Men release more songs than women, are signed to record labels more frequently and are aligned with more collaborators to produce music, according to the study. The study authors analyzed four factors (sonic features, genre, record label affiliation and collaboration network) to identify the gender of an artist without taking vocal pitch into consideration.

“This study gives us a chance to reflect on challenges faced by female musicians,” said lead author Agnes Horvat, assistant professor in the department of communication studies at Northwestern. “Ideally, someday we’ll define a ‘female way’ of producing music that could help women advance better in this industry and support a broader range of talent in the global music scene.” 

Horvat and her collaborators compiled data from 6,164 male and 2,083 female solo artists who commercially released 177,856 and 54,942 songs, respectively, between 1960 and 2000. Using the data, they built an algorithm that was able to randomly pick a song and tell with astonishing accuracy (more than 90% of cases) whether it was created by a male or female artist.  

Although the percentage of females in the industry increased from 20% to 25%, men released more songs than women throughout the 40-year time period, even after controlling for the imbalance in representation, the study found. 

The paper was presentedin June at the 13th International Association for the Advancement of Artificial Intelligence (AAAI) Conference on Web and Social Media (ICWSM 2019) in Germany and appeared in the proceedings. Horvat’s collaborator, Yixue Wang, presented the findings. 
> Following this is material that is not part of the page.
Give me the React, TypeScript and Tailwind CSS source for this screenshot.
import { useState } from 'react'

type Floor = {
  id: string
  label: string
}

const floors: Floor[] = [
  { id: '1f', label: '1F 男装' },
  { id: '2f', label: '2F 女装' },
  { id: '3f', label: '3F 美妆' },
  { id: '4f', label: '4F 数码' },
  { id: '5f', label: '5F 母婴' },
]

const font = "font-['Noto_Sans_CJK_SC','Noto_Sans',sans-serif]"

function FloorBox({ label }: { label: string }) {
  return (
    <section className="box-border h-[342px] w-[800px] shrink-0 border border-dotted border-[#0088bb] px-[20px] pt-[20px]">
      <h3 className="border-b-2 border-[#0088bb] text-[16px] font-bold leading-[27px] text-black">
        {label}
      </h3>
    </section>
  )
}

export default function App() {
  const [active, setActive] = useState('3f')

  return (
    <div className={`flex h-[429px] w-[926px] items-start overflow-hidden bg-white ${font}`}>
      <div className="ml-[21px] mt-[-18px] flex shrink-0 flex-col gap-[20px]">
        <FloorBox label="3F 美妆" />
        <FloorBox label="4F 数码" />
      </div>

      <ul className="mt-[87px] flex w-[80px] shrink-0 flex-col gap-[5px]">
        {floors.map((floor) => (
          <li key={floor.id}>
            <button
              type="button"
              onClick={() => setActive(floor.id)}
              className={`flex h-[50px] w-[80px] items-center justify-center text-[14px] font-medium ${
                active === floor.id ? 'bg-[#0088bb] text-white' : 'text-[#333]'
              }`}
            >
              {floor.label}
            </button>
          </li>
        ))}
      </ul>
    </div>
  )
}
“I was very excited to present such broad-scale findings because most previous work provides only small-scale evidence about gender inequalities in the music industry,” said Wang, a graduate student in the technology and social behavior program at Northwestern. “This inequality represents an unsolved problem, and tackling the problem is key to promoting artistic innovation.” 

Pulling from a unique mash-up of crowdsourced, curated and algorithmically augmented data from The Echo Nest (a music intelligence platform now owned by Spotify) and leading music metadata crowdsourcing platform MusicBrainz, Horvat and Wang identified the gender of an artist by analyzing four factors:

  1. The song’s sonic features (e.g. acoustic vs. electronic, danceability)
  2. How listeners tagged the genre of the song (e.g. rock versus pop)
  3. The song’s record-label affiliation and distribution
  4. The artist’s collaboration network 

Differing sonic features

The study found that the sonic features are significantly different for men and women, meaning that there is a typical “female sound” and “male sound.” For instance, songs by men are more danceable than songs by women. And women’s songs tend to be more acoustic than men’s songs. 
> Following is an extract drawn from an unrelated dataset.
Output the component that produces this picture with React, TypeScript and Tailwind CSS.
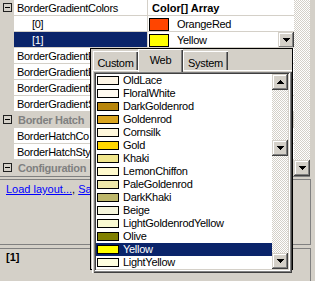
import React from "react";

// Win2k-style bevels
const raised =
  "shadow-[inset_-1px_-1px_#404040,inset_1px_1px_#d4d0c8,inset_-2px_-2px_#808080,inset_2px_2px_#ffffff]";
const sunken =
  "shadow-[inset_1px_1px_#808080,inset_-1px_-1px_#ffffff,inset_2px_2px_#404040,inset_-2px_-2px_#d4d0c8]";
const checker =
  "bg-[image:repeating-conic-gradient(#ffffff_0%_25%,#d4d0c8_0%_50%)] bg-size-[2px_2px]";

const Arrow = ({ up }: { up?: boolean }) => (
  <svg width="7" height="4" viewBox="0 0 7 4" shapeRendering="crispEdges" className={up ? "rotate-180" : ""}>
    <path d="M0 0h7v1H0zM1 1h5v1H1zM2 2h3v1H2zM3 3h1v1H3z" fill="#000" />
  </svg>
);

const ScrollButton = ({ up, className }: { up?: boolean; className?: string }) => (
  <div className={`w-[16px] h-[16px] bg-[#d4d0c8] flex items-center justify-center ${raised} ${className ?? ""}`}>
    <Arrow up={up} />
  </div>
);

const MinusBox = () => (
  <div className="w-[9px] h-[9px] border border-[#202020] bg-[#d4d0c8] flex items-center justify-center">
    <div className="w-[5px] h-[1px] bg-black" />
  </div>
);

const Swatch = ({ color, className }: { color: string; className?: string }) => (
  <div className={`border border-black shrink-0 ${className ?? ""}`} style={{ backgroundColor: color }} />
);

type Row = {
  name: string;
  box?: boolean;
  category?: boolean;
  indent?: boolean;
  selected?: boolean;
  value?: string;
  bold?: boolean;
  swatch?: string;
  dropdown?: boolean;
};

// rows under the dropdown keep an empty value cell
const rows: Row[] = [
  { name: "BorderGradientColors", box: true, value: "Color[] Array", bold: true },
  { name: "[0]", indent: true, swatch: "#ff4500", value: "OrangeRed" },
  { name: "[1]", indent: true, selected: true, swatch: "#ffff00", value: "Yellow", dropdown: true },
  { name: "BorderGradientE" },
  { name: "BorderGradientE" },
  { name: "BorderGradientE" },
  { name: "BorderGradientS" },
  { name: "Border Hatch", box: true, category: true },
  { name: "BorderHatchCo" },
  { name: "BorderHatchSty" },
  { name: "Configuration", box: true, category: true },
];

const items: [string, string][] = [
  ["OldLace", "#fdf5e6"],
  ["FloralWhite", "#fffaf0"],
  ["DarkGoldenrod", "#b8860b"],
  ["Goldenrod", "#daa520"],
  ["Cornsilk", "#fff8dc"],
  ["Gold", "#ffd700"],
  ["Khaki", "#f0e68c"],
  ["LemonChiffon", "#fffacd"],
  ["PaleGoldenrod", "#eee8aa"],
  ["DarkKhaki", "#bdb76b"],
  ["Beige", "#f5f5dc"],
  ["LightGoldenrodYellow", "#fafad2"],
  ["Olive", "#808000"],
  ["Yellow", "#ffff00"],
  ["LightYellow", "#ffffe0"],
];

const GridRow = ({ row }: { row: Row }) => (
  <div className="flex h-[16px]">
    <div className="w-[14px] shrink-0 pl-[3px] pt-[3px]">{row.box && <MinusBox />}</div>
    {row.category ? (
      <div className="w-[76px] h-[15px] pl-[4px] leading-[16px] font-bold text-[#808080] whitespace-nowrap overflow-hidden">
        {row.name}
      </div>
    ) : (
      <>
        <div
          className={`w-[133px] h-[15px] leading-[16px] whitespace-nowrap overflow-hidden ${
            row.indent ? "pl-[18px]" : "pl-[3px]"
          } ${row.selected ? "bg-[#0a246a] text-white" : "bg-white text-black"}`}
        >
          {row.name}
        </div>
        <div className="w-[1px]" />
        <div className="w-[146px] h-[15px] bg-white flex items-start whitespace-nowrap overflow-hidden relative">
          {row.swatch && <Swatch color={row.swatch} className="w-[20px] h-[13px] ml-[1px] mt-[2px]" />}
          {row.value && (
            <span className={`leading-[16px] ${row.swatch ? "pl-[8px]" : "pl-[4px]"} ${row.bold ? "font-bold tracking-normal" : ""}`}>
              {row.value}
            </span>
          )}
          {row.dropdown && <ScrollButton className="absolute right-0 top-0 w-[15px] h-[15px]" />}
        </div>
      </>
    )}
  </div>
);

const Tab = ({ label, active }: { label: string; active?: boolean }) => (
  <div
    className={`w-[45px] bg-[#d4d0c8] text-center shadow-[inset_1px_1px_#ffffff,inset_-1px_0_#404040,inset_-2px_0_#808080] ${
      active ? "h-[23px] -mb-[2px] pt-[3px] relative z-10" : "h-[19px] pt-[4px]"
    }`}
  >
    <span className="leading-[13px]">{label}</span>
  </div>
);

export default function App() {
  return (
    <div className="w-[315px] h-[281px] bg-[#d4d0c8] relative overflow-hidden font-['Liberation_Sans',Arial,sans-serif] text-[11px] tracking-[-0.3px] text-black">
      {/* property grid */}
      <div className="flex h-[177px] border-b border-[#808080] w-[310px]">
        <div className="w-[294px] flex flex-col">
          {rows.map((r, i) => (
            <GridRow key={i} row={r} />
          ))}
        </div>
        <div className={`w-[16px] flex flex-col justify-end ${checker}`}>
          <ScrollButton />
        </div>
      </div>

      {/* commands panel */}
      <div className="mt-[2px] -ml-[1px] w-[312px] h-[66px] border border-[#808080] px-[6px] pt-[3px] leading-[13px] tracking-normal">
        <span className="text-[#0000ff] underline">Load layout...</span>
        <span>, </span>
        <span className="text-[#0000ff] underline">Sa</span>
      </div>

      {/* description panel */}
      <div className="mt-[3px] -ml-[1px] w-[312px] h-[40px] border border-[#808080] px-[6px] pt-[2px] leading-[13px] font-bold tracking-normal">
        [1]
      </div>

      {/* color dropdown */}
      <div className="absolute left-[90px] top-[48px] w-[203px] h-[222px] bg-[#d4d0c8] border border-black flex flex-col">
        <div className="flex items-end h-[21px] pl-[2px]">
          <Tab label="Custom" />
          <Tab label="Web" active />
          <Tab label="System" />
        </div>
        <div className="ml-[1px] flex-1 p-[2px] shadow-[inset_1px_1px_#ffffff,inset_2px_2px_#d4d0c8,inset_-1px_-1px_#404040,inset_-2px_-2px_#808080]">
          <div className={`h-full bg-white p-[2px] flex ${sunken}`}>
            <div className="flex-1 overflow-hidden">
              {items.map(([name, color]) => {
                const sel = name === "Yellow";
                return (
                  <div
                    key={name}
                    className={`flex items-start h-[13px] ${sel ? "bg-[#0a246a] text-white" : ""}`}
                  >
                    <Swatch color={color} className="w-[22px] h-[9px] ml-[1px] mt-[2px]" />
                    <span className="pl-[4px] leading-[13px] whitespace-nowrap">{name}</span>
                  </div>
                );
              })}
            </div>
            <div className={`w-[16px] flex flex-col ${checker}`}>
              <ScrollButton up />
              <div className="h-[50px]" />
              <ScrollButton className="h-[15px]" />
              <div className="flex-1" />
              <ScrollButton />
            </div>
          </div>
        </div>
      </div>
    </div>
  );
}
The study examined 571 fine-grained genres provided by listeners via social tagging. Genres such as rock, electronic, rap, techno and reggae are more commonly associated with men while pop, vocal, R&B, vocal jazz and soul are attributed to female artists, according to the findings. Listeners assigned nearly all 571 fine-grained genres at least once to male artists but less than half of the genres were assigned to female artists, indicating that women are known to create in fewer musical styles, Horvat said.

Female artists have, on average, fewer collaborators and are more frequently on the periphery of the collaboration network, the study found, which highlight structural barriers female artists face throughout the advancement of their careers.  

Men release more songs than women, the study found. And out of the nearly 5,000 record labels in the study’s data set, only one third have ever signed at least one female artist.

Why defining the gender of music matters

Highlighting these gender differences could help inform ongoing public debates about the lack of female representation and resulting pay gap in the music industry, an influential gig economy that is an important trendsetter for the new labor market and beyond, Horvat said.

Music is closely observed by the world’s youth and often provides them with role models, Horvat said. She said she thinks changes in this industry could set high-visibility examples and facilitate transformation in other areas, too.